UPDATE: Friday 24 March: A Corbyn spokesman told IBTimes UK: "He is not refusing to say 'terrorist'. The story is false."
Jeremy Corbyn's team have failed to deny reports that the Labour leader has "refused" to refer to the Westminster attack as an act of terrorism, when originally approached by IBTimes UK on Friday (24 March).
The left-winger condemned the vehicle and knife assault by Khalid Masood, 52, as an "atrocity" and a "violent incident", as well as laying flowers for the four victims of the attack and the dozens injured.
"[The] horrific attack in Westminster has shocked the whole country. All our thoughts are with the victims of this outrage, their loved ones, families and friends," Corbyn said in a statement on Wednesday (22 March).
"Those victims include civilians and police officers, Londoners and visitors, subjected to a brutal and indiscriminate assault.
"Our thanks and gratitude go to the police and emergency services who responded so bravely, and to those – including the MP Tobias Ellwood – who went to the aid of the injured and dying.

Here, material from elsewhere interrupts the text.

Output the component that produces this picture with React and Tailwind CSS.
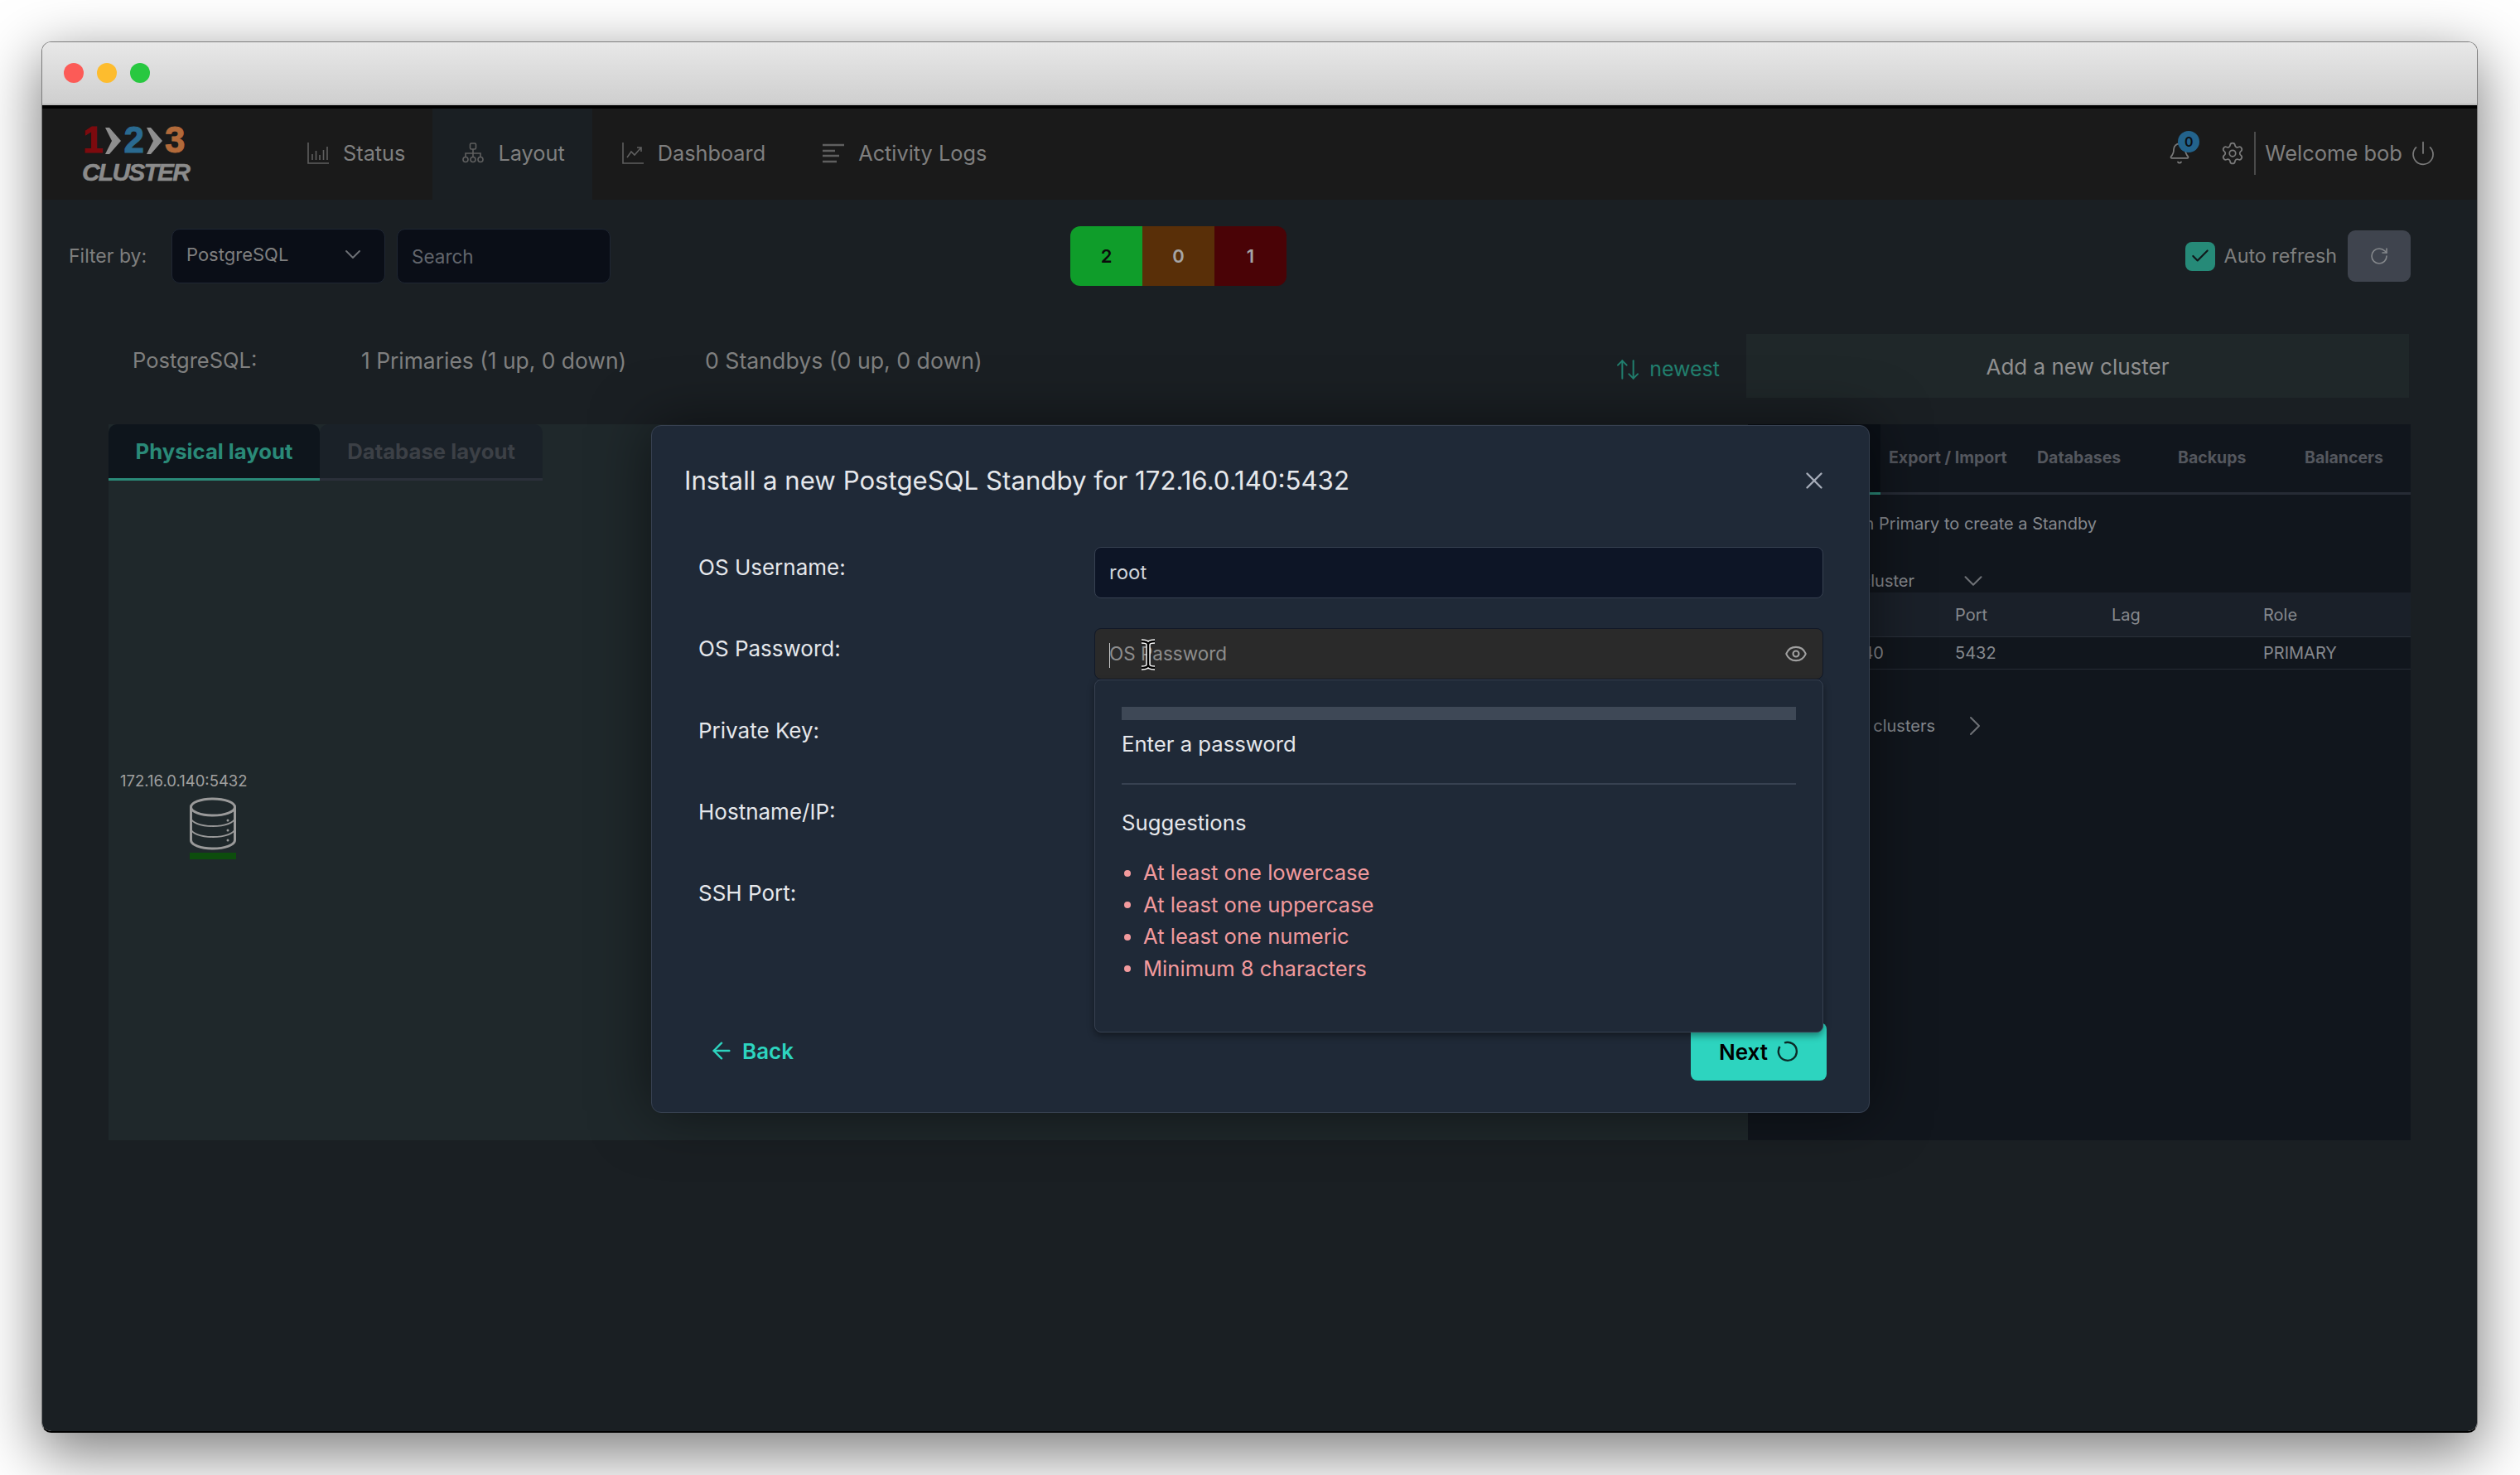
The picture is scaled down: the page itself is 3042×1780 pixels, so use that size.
// App.jsx
import React from "react";
import { ArrowLeft, ArrowUpDown, Bell, Check, ChevronDown, ChevronRight, Eye, Power, RotateCw, Settings, X } from "lucide-react";

const NAV = [
  { label: "Status", icon: StatusIcon },
  { label: "Layout", icon: LayoutIcon, active: true },
  { label: "Dashboard", icon: DashIcon },
  { label: "Activity Logs", icon: LogsIcon },
];

const RULES = ["At least one lowercase", "At least one uppercase", "At least one numeric", "Minimum 8 characters"];

function StatusIcon() {
  return (
    <svg width="26" height="26" viewBox="0 0 26 26" fill="none" stroke="#5f5f5f" strokeWidth="1.6">
      <path d="M1 0v25h25" />
      <path d="M6 21v-7M10.500 21v-11M15 21v-6M19.500 21v-12M24 21V5" />
    </svg>
  );
}

function LayoutIcon() {
  return (
    <svg width="26" height="26" viewBox="0 0 26 26" fill="none" stroke="#5f5f5f" strokeWidth="1.6">
      <rect x="9.500" y="1" width="7" height="7" rx="1.500" />
      <path d="M13 8v9M4 17v-4h18v4" />
      <circle cx="4" cy="20.500" r="3" />
      <circle cx="13" cy="20.500" r="3" />
      <circle cx="22" cy="20.500" r="3" />
    </svg>
  );
}

function DashIcon() {
  return (
    <svg width="26" height="26" viewBox="0 0 26 26" fill="none" stroke="#5f5f5f" strokeWidth="1.6">
      <path d="M1 0v25h25" />
      <path d="M6 18l5-7 4 4 8-9M18 6h5v5" />
    </svg>
  );
}

function LogsIcon() {
  return (
    <svg width="26" height="26" viewBox="0 0 26 26" fill="none" stroke="#5f5f5f" strokeWidth="2.600">
      <path d="M0 3h26M0 10h15M0 16h20M0 23h17" />
    </svg>
  );
}

function DbIcon() {
  return (
    <svg width="56" height="64" viewBox="0 0 56 64" fill="none" stroke="#9a9a9a" strokeWidth="2.500">
      <ellipse cx="28" cy="12" rx="26.500" ry="10" strokeWidth="3" />
      <path d="M1.500 12v40c0 5.500 12 10 26.500 10s26.500-4.500 26.500-10V12" strokeWidth="3" />
      <path d="M1.500 25c0 5.500 12 10 26.500 10s26.500-4.500 26.500-10M1.500 38c0 5.500 12 10 26.500 10s26.500-4.500 26.500-10" strokeWidth="1.800" />
      <circle cx="46" cy="28" r="1.500" fill="#9a9a9a" stroke="none" />
      <circle cx="46" cy="40" r="1.500" fill="#9a9a9a" stroke="none" />
      <circle cx="46" cy="52" r="1.500" fill="#9a9a9a" stroke="none" />
    </svg>
  );
}

function Logo() {
  const digit = "font-['Liberation_Sans',sans-serif] text-[44px] font-bold leading-[44px] [-webkit-text-stroke:1px_currentColor]";
  const chevron = (
    <svg width="19" height="32" viewBox="0 0 19 32" className="mt-[1px]">
      <polygon points="5,0 19,16 5,32 0,32 8,16 0,0" fill="#8f8f8f" />
    </svg>
  );
  return (
    <div className="flex flex-col pt-[16px] pl-[48px]">
      <div className="flex items-center gap-[3px] pl-[1px]">
        <span className={`${digit} text-[#7d0a0e]`}>1</span>
        {chevron}
        <span className={`${digit} text-[#2a6a90]`}>2</span>
        {chevron}
        <span className={`${digit} text-[#b26a3a]`}>3</span>
      </div>
      <div className="mt-[1px] font-['Liberation_Sans',sans-serif] text-[30px] leading-[32px] font-bold italic tracking-[-1.800px] text-[#8b8b8b] [-webkit-text-stroke:0.5px_currentColor]">
        CLUSTER
      </div>
    </div>
  );
}

function Navbar() {
  return (
    <div className="flex h-[110px] shrink-0 items-stretch bg-[#1a1a1a]">
      <div className="w-[284px]">
        <Logo />
      </div>
      {NAV.map((item) => (
        <div
          key={item.label}
          className={`flex items-center gap-[17px] pr-[33px] pl-[36px] pb-[2px] ${item.active ? "bg-[#1a1f23]" : ""}`}
        >
          <item.icon />
          <span className="text-[25.300px] text-[#7f7f7f]">{item.label}</span>
        </div>
      ))}
      <div className="ml-auto flex items-center pr-[49px] pb-[2px]">
        <div className="relative mr-[35px] h-[28px] w-[28px]">
          <Bell size={28} strokeWidth={1.500} className="text-[#7a7a7a]" />
          <span className="absolute -top-[13px] left-[12px] flex h-[26px] w-[26px] items-center justify-center rounded-full bg-[#23638c] text-[16px] font-semibold text-[#0c0f12]">
            0
          </span>
        </div>
        <Settings size={30} strokeWidth={1.400} className="text-[#7a7a7a]" />
        <div className="mx-[11px] h-[52px] w-[2px] bg-[#4a4a4a]" />
        <span className="text-[25.500px] text-[#7f7f7f]">Welcome bob</span>
        <Power size={32} strokeWidth={1.300} className="ml-[9px] text-[#7a7a7a]" />
      </div>
    </div>
  );
}

function FilterRow() {
  return (
    <div className="flex items-center pt-[32px] pr-[80px] pl-[32px]">
      <span className="w-[124px] text-[23px] text-[#7f7f7f]">Filter by:</span>
      <div className="flex h-[66px] w-[258px] items-center justify-between rounded-[10px] border border-[#1f2633] bg-[#0a0e17] pr-[22px] pl-[17px] pb-[4px]">
        <span className="text-[22px] text-[#7f7f7f]">PostgreSQL</span>
        <ChevronDown size={32} strokeWidth={1.400} className="text-[#6e7176]" />
      </div>
      <div className="ml-[14px] flex h-[66px] w-[258px] items-center rounded-[10px] border border-[#1f2633] bg-[#0a0e17] pt-[2px] pl-[17px]">
        <span className="text-[22.500px] text-[#62666d]">Search</span>
      </div>
      <div className="ml-[555px] flex h-[72px] w-[261px] overflow-hidden rounded-[12px] text-[22px] font-semibold">
        <div className="flex flex-1 items-center justify-center bg-[#0f9d2a] text-[#0b0b0b]">2</div>
        <div className="flex flex-1 items-center justify-center bg-[#592f08] text-[#a5a5a5]">0</div>
        <div className="flex flex-1 items-center justify-center bg-[#4a0306] text-[#a5a5a5]">1</div>
      </div>
      <div className="ml-auto flex items-center">
        <div className="flex h-[35px] w-[36px] items-center justify-center rounded-[8px] bg-[#268a78]">
          <Check size={26} strokeWidth={2} className="text-[#10181a]" />
        </div>
        <span className="ml-[11px] text-[23.300px] text-[#7f7f7f]">Auto refresh</span>
        <div className="ml-[13px] flex h-[62px] w-[76px] items-center justify-center rounded-[9px] bg-[#3f444e]">
          <RotateCw size={24} strokeWidth={1.600} className="text-[#85888c]" />
        </div>
      </div>
    </div>
  );
}

function StatsRow() {
  return (
    <div className="mt-[58px] flex h-[77px] items-center pr-[82px] pl-[109px]">
      <span className="w-[276px] pb-[12px] text-[25.500px] text-[#7f7f7f]">PostgreSQL:</span>
      <span className="w-[415px] pb-[12px] text-[26.400px] text-[#7f7f7f]">1 Primaries (1 up, 0 down)</span>
      <span className="pb-[12px] text-[26.700px] text-[#7f7f7f]">0 Standbys (0 up, 0 down)</span>
      <div className="ml-auto flex items-center gap-[10px] pt-[8px] text-[#22806f]">
        <ArrowUpDown size={32} strokeWidth={1.500} />
        <span className="text-[25px]">newest</span>
      </div>
      <div className="ml-[32px] flex h-[77px] w-[800px] items-center justify-center bg-[#1f2729] pt-[2px] text-[26px] text-[#8f8f8f]">
        Add a new cluster
      </div>
    </div>
  );
}

function LeftPanel() {
  return (
    <div className="flex flex-1 flex-col bg-[#1f282b]">
      <div className="flex h-[68px] text-[25.700px] font-bold">
        <div className="flex w-[255px] items-center justify-center rounded-t-[10px] border-b-[3px] border-[#2a8a78] bg-[#0e151c] pt-[2px] text-[#2a8a78]">
          Physical layout
        </div>
        <div className="flex w-[269px] items-center justify-center rounded-t-[10px] border-b-[3px] border-[#2b303a] bg-[#1a2128] pt-[2px] text-[#3c4046]">
          Database layout
        </div>
      </div>
      <div className="mt-[350px] flex w-[338px] flex-col items-start pl-[14px]">
        <span className="text-[18.500px] leading-[24px] text-[#a0a0a0]">172.16.0.140:5432</span>
        <div className="mt-[8px] ml-[84px] flex flex-col">
          <DbIcon />
          <div className="mt-[3px] h-[8px] w-[56px] bg-[#0d4d0d]" />
        </div>
      </div>
    </div>
  );
}

function RightPanel() {
  return (
    <div className="flex w-[800px] flex-col bg-[#11161d] text-[20px] text-[#85888d]">
      <div className="flex h-[85px] items-center border-b-[3px] border-[#262b35] text-[19.500px] font-bold text-[#54575e]">
        <div className="relative -mb-[3px] h-[85px] w-[160px] border-b-[3px] border-[#2a8a78] bg-[#0b1017]" />
        <span className="ml-[10px] w-[179px]">Export / Import</span>
        <span className="w-[170px]">Databases</span>
        <span className="w-[153px]">Backups</span>
        <span>Balancers</span>
      </div>
      <div className="mt-[20px] flex h-[30px] w-[421px] items-center justify-end whitespace-nowrap">
        Right click on Primary to create a Standby
      </div>
      <div className="mt-[40px] flex h-[28px] items-center">
        <div className="flex w-[201px] justify-end">This cluster</div>
        <ChevronDown size={38} strokeWidth={1.300} className="ml-[52px] text-[#6e7176]" />
      </div>
      <div className="grid h-[54px] grid-cols-[250px_189px_183px_1fr] items-center border-b border-[#2a303a] bg-[#1a2029]">
        <span />
        <span>Port</span>
        <span>Lag</span>
        <span>Role</span>
      </div>
      <div className="grid h-[39px] grid-cols-[250px_189px_183px_1fr] items-center border-b border-[#262b35]">
        <span className="pr-[86px] text-right">172.16.0.140</span>
        <span>5432</span>
        <span />
        <span>PRIMARY</span>
      </div>
      <div className="mt-[54px] flex h-[28px] items-center">
        <div className="flex w-[226px] justify-end">Other clusters</div>
        <ChevronRight size={40} strokeWidth={1.200} className="ml-[28px] text-[#6e7176]" />
      </div>
    </div>
  );
}

function Field({ label, children }) {
  return (
    <div className="flex h-[98.300px] items-start">
      <div className="w-[534px] pl-[56px] text-[26px] leading-[49px] text-[#e5e7eb]">{label}</div>
      <div className="relative w-[880px]">{children}</div>
    </div>
  );
}

function PasswordPopover() {
  return (
    <div className="absolute top-[62px] left-0 z-10 h-[426px] w-[880px] rounded-[8px] border border-[#374151] bg-[#1f2937] px-[32px] pt-[32px] shadow-[0_4px_8px_rgba(0,0,0,0.4)]">
      <div className="h-[16px] bg-[#3e4856]" />
      <div className="mt-[13px] text-[25.700px] leading-[32px] text-[#e5e7eb]">Enter a password</div>
      <div className="mt-[31px] h-[2px] bg-[#374151]" />
      <div className="mt-[30px] text-[25.700px] leading-[32px] text-[#e5e7eb]">Suggestions</div>
      <ul className="mt-[25px]">
        {RULES.map((rule) => (
          <li key={rule} className="flex h-[38.500px] items-center text-[25.600px] text-[#f29a9d]">
            <span className="mr-[15px] ml-[3px] h-[8px] w-[8px] rounded-full bg-[#f29a9d]" />
            {rule}
          </li>
        ))}
      </ul>
    </div>
  );
}

function IBeam() {
  return (
    <svg width="22" height="38" viewBox="0 0 22 38" fill="none" className="absolute top-[12px] left-[53px]">
      <path d="M3 3c5 0 8 1 8 4v24c0 3-3 4-8 4M19 3c-5 0-8 1-8 4v24c0 3 3 4 8 4" stroke="#fff" strokeWidth="5.500" />
      <path d="M3 3c5 0 8 1 8 4v24c0 3-3 4-8 4M19 3c-5 0-8 1-8 4v24c0 3 3 4 8 4" stroke="#000" strokeWidth="2.600" />
    </svg>
  );
}

function Dialog() {
  return (
    <div className="absolute top-[272px] left-[735px] z-20 flex h-[830px] w-[1471px] flex-col rounded-[12px] border border-[#374151] bg-[#1f2937] shadow-[0_0_70px_rgba(0,0,0,0.5)]">
      <div className="flex h-[132px] items-center justify-between pr-[49px] pl-[39px]">
        <span className="text-[31.200px] text-[#e5e7eb]">Install a new PostgeSQL Standby for 172.16.0.140:5432</span>
        <X size={34} strokeWidth={1.700} className="text-[#a5acb8]" />
      </div>
      <div className="mt-[14px]">
        <Field label="OS Username:">
          <div className="flex h-[62px] items-center rounded-[8px] border border-[#374151] bg-[#0d1526] pl-[17px] text-[24px] text-[#d1d5db]">
            root
          </div>
        </Field>
        <Field label="OS Password:">
          <div className="relative flex h-[62px] items-center justify-between rounded-[8px] border border-[#111827] bg-[#2a2a2a] pr-[18px] pl-[17px] text-[22.500px] text-[#8d8d8d]">
            <span className="absolute top-[17px] left-[17px] h-[30px] w-[1px] bg-[#c8c8c8]" />
            <span>OS Password</span>
            <Eye size={28} strokeWidth={1.800} className="text-[#a0a0a0]" />
            <IBeam />
          </div>
          <PasswordPopover />
        </Field>
        <Field label="Private Key:" />
        <Field label="Hostname/IP:" />
        <Field label="SSH Port:" />
      </div>
      <div className="mt-[83px] flex items-center justify-between pr-[51px] pl-[68px]">
        <div className="flex items-center gap-[9px] pb-[2px] text-[#2dd4bf]">
          <ArrowLeft size={32} strokeWidth={1.800} />
          <span className="text-[26px] font-semibold">Back</span>
        </div>
        <div className="flex h-[70px] w-[164px] items-center justify-center gap-[11px] rounded-[8px] bg-[#2dd4bf] text-black">
          <span className="text-[26px] font-semibold">Next</span>
          <svg width="26" height="26" viewBox="0 0 26 26" fill="none" stroke="#0b2b28" strokeWidth="2.400">
            <path d="M9 2.500A11 11 0 1 1 3.500 7" />
          </svg>
        </div>
      </div>
    </div>
  );
}

export default function App() {
  return (
    <div className="h-[1780px] w-[3042px] overflow-hidden bg-white pt-[50px] pl-[50px] font-['Inter',sans-serif]">
      <div className="flex h-[1679px] w-[2941px] flex-col overflow-hidden rounded-[12px] border border-[#7d7d7d] border-b-2 border-b-black shadow-[0_22px_70px_4px_rgba(0,0,0,0.5)]">
        <div className="flex h-[76px] shrink-0 items-center gap-[16px] border-b-[2px] border-[#bdbdbd] bg-gradient-to-b from-[#e8e8e8] to-[#cfcfcf] pl-[26px]">
          <span className="h-[24px] w-[24px] rounded-full bg-[#fc5b57]" />
          <span className="h-[24px] w-[24px] rounded-full bg-[#fdbc2e]" />
          <span className="h-[24px] w-[24px] rounded-full bg-[#28c840]" />
        </div>
        <div className="h-[4px] shrink-0 bg-black" />
        <Navbar />
        <div className="relative flex flex-1 flex-col bg-[#1a1f23]">
          <FilterRow />
          <StatsRow />
          <div className="mt-[32px] flex h-[864px] pr-[80px] pl-[80px]">
            <LeftPanel />
            <RightPanel />
          </div>
          <Dialog />
        </div>
      </div>
    </div>
  );
}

"This was not only an attack on innocent people. It was also an attack on our democracy. But I know that Londoners and people across the country will stand together in defence of our values and diversity."
The Prime Minister Theresa May and Metropolitan Police have continually referred to the incident as a "terrorist" attack.
But Corbyn, who has previously referred to Palestinian militant group Hamas and shia Islamist militants Hezbollah as "friends", has not used the same language since the attack.
Sir Gerald Howarth, the former Conservative minister, told The Daily Telegraph that the Labour leader was "in denial".
"He has declared support for Hamas and for Sinn Fein in the past and if he cannot be unequivocal about what happened yesterday, then he is simply not fit to be anywhere near the government of this country, let alone be in the charge of it as he aspires to be," the senior Conservative said.